Offie is such a sweetheart. She told me to use the make-up you gave me or else, it’ll go stale. No, I haven’t gone that far. But, at least I’ve removed it from the box and/or lifted that sticker off the lipstick case. I have started staring at it for hours. I think that’s a good sign.

I’ve been brave mare. You’d be proud of me. I always wear the mahjong bracelet you gave me. A lady friend tried to ask it from me. I slapped her hand off my wrist. The nerve.

I love you mare. And I know you love me.

Yes, Fe, I miss you so much and I love you, too.  I wistfully look out into nowhere and wish we could just sit down together and chat like we used to.

Reading on

Nope, I didn’t bring my camera, and I should’ve because it’s Fashion Week in New York and there are bound to be celebrity sightings in Manhattan.  Not that I would get the chance to actually snap a picture of those uber-sensitive celebrities.  They have enough papparazzi driving them mad as it is.  The good thing is that the sun has started to come out, but it’s not out in full strength.  Do you ever feel like you don’t have as much energy when the sun doesn’t come out in full force?  I think I’m a solar-powered homo sapien — and that’s strange considering I am a nocturnal person.  I operate best at night — and I can actually stay up all evening,  but you’d have to let me sleep through the day.  No such luxury for a working Mom like me.  Angel will always wake me up when he gets up ready to have his breakfast sometime around 6-ish.  I carry him out of the room with one eye closed, and then we start the day.

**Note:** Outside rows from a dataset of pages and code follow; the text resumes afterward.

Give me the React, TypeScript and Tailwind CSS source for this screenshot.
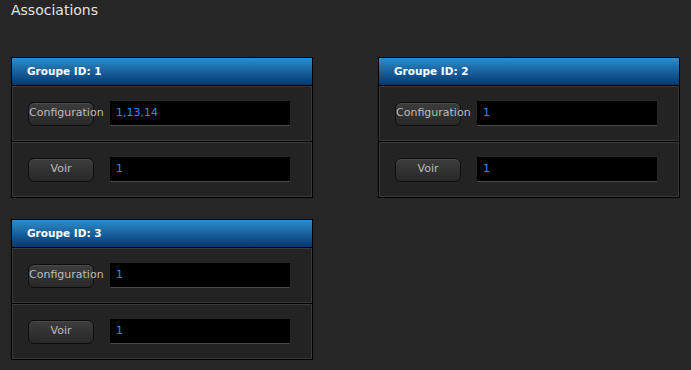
const groups = [
  { id: 1, config: "1,13,14", voir: "1" },
  { id: 2, config: "1", voir: "1" },
  { id: 3, config: "1", voir: "1" },
];

function Row({ label, value }: { label: string; value: string }) {
  return (
    <div className="flex h-[55px] items-center gap-4 border border-[#3a3a3a] bg-[#232323] pl-[15px]">
      <div className="h-6 w-[66px] whitespace-nowrap rounded-md border border-[#0e0e0e] bg-gradient-to-b from-[#3d3d3d] to-[#282828] text-center text-[11px] leading-[19px] text-[#bcbcbc] shadow-[inset_0_1px_0_rgba(255,255,255,0.07)]">
        {label}
      </div>
      <div className="flex h-[25px] w-[180px] items-center border-b border-[#4a4a4a] bg-black pl-1.5 text-[11px] text-[#1f8ff5]">
        {value}
      </div>
    </div>
  );
}

function GroupPanel({ id, config, voir }: { id: number; config: string; voir: string }) {
  return (
    <section className="flex w-[302px] flex-col gap-px border border-black bg-black">
      <div className="flex h-[27px] items-center bg-gradient-to-b from-[#2d8dcc] to-[#053970] pl-[15px] text-[10.5px] font-bold text-white">
        Groupe ID: {id}
      </div>
      <Row label="Configuration" value={config} />
      <Row label="Voir" value={voir} />
    </section>
  );
}

export default function App() {
  return (
    <main
      className="min-h-[370px] bg-[#262626] pl-[11px] pt-[2px]"
      style={{ fontFamily: '"DejaVu Sans", Verdana, sans-serif' }}
    >
      <h1 className="text-[14px] leading-[17px] text-[#e4e4e4]">Associations</h1>
      <div className="mt-[38px] grid grid-cols-[302px_302px] gap-x-[65px] gap-y-[21px] items-start">
        {groups.map((g) => (
          <GroupPanel key={g.id} {...g} />
        ))}
      </div>
    </main>
  );
}
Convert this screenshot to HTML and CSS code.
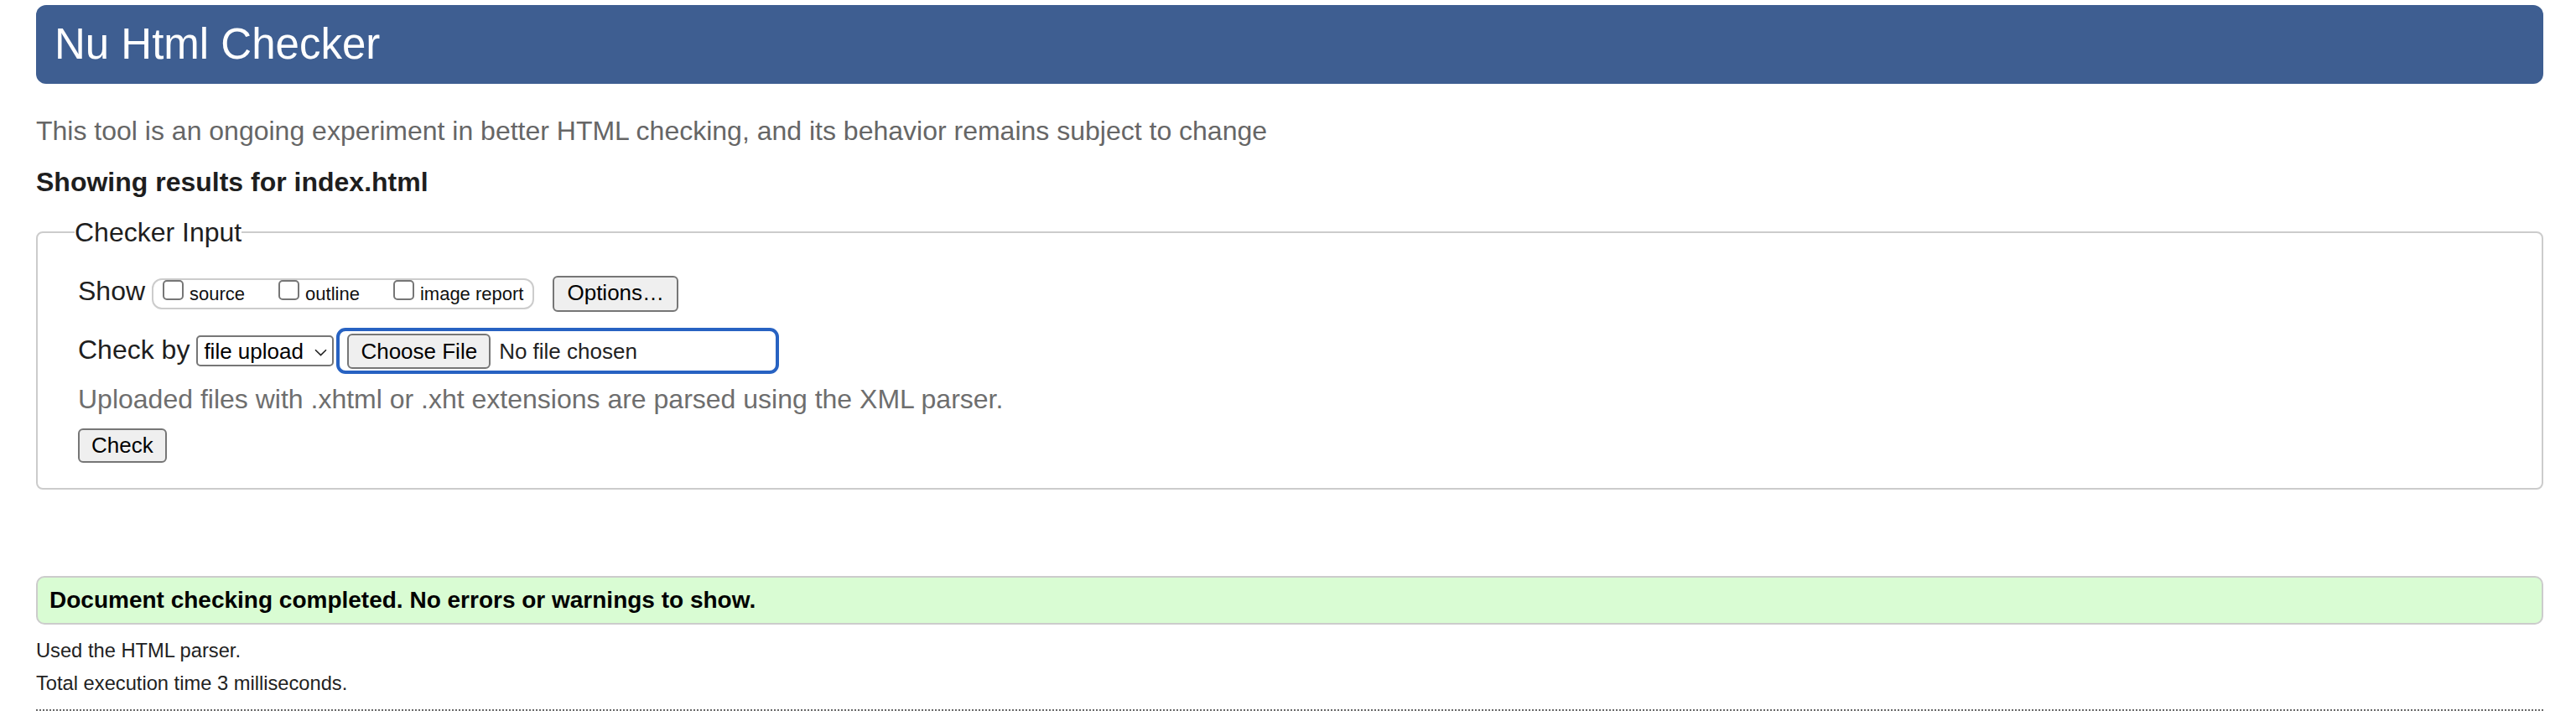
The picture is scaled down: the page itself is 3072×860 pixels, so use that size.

It was minutes to 9AM by the time I got to the subway but I just relaxed reading “BLINK”.  I haven’t quite gone past the parts I had read before so I was sort of  reading pages which I found very interesting before.  Gladwell tells us of an incident where a wargame was conducted by the US utilizing the best technology and an army of consultants for the “Good Guys” and a retired general with war savvy and his army to play the “Bad Guys”.  The theory was that conventional warfare as we know it now would eventually become obsolete.  After spending a quarter of a billion dollars (!) in this simulated war, the think tanks and techonology lost out to the brazen gut and instincts of the retired general.  To summarize the point of the whole exercise and it’s relevance to Gladwell’s quick thinking slant, events as stress related and unpredictable as actual engagement in times of war cannot be fought based on a set of strategies laid out ahead no matter how well thought out.  The commanders must be able to make split second decisions based on real time events and not projections in order to successfully win the war, and they must be allowed to effect those decisions without being tied down by protocol that will delay reaction time.  Gladwell writes it so much better but that is what I have gleaned from it.

My laptop bag is a little heavier than usual because I’m lugging my GLAMOUR in it, hoping to steal a peek here or there.  It’s my only subscription besides PARENTING, and the soon-to-start FOOD & WINE (courtesy of Alan who benefits the most from the subscription anyway because he gets fancier meals) again which I love. Recipes, recipes and wine articles to feed my brain!  
I miss the days when I would scour the recipe index for new recipes to try out, and I would surprise Alan with a recipe or two.  These days, I’ve basically played it by ear, depending on what I have in the fridge.  That can be quite a challenge when you consider how I don’t know half of what’s in the freezer because my mother-in-law has been stuffing it with her own purchases.  I’m not complaining — it’s food for everyone, it just reminds me that I’m at a loss as to what’s hiding behind the first layer that greets me when I open the freezer door.  I did my usual STEAK DIANE last night and in between cooking the steak and doing the WHOLE WHEAT SPAGHETTI with MARINARA sauce on the side, Mom had to keep helping me get whatever it was I was looking for in the fridge.  I’m keeping it simple tonight — I think I’ll do Alan’s favorite GINILING — if they have ground pork at the grocery tonight, that is.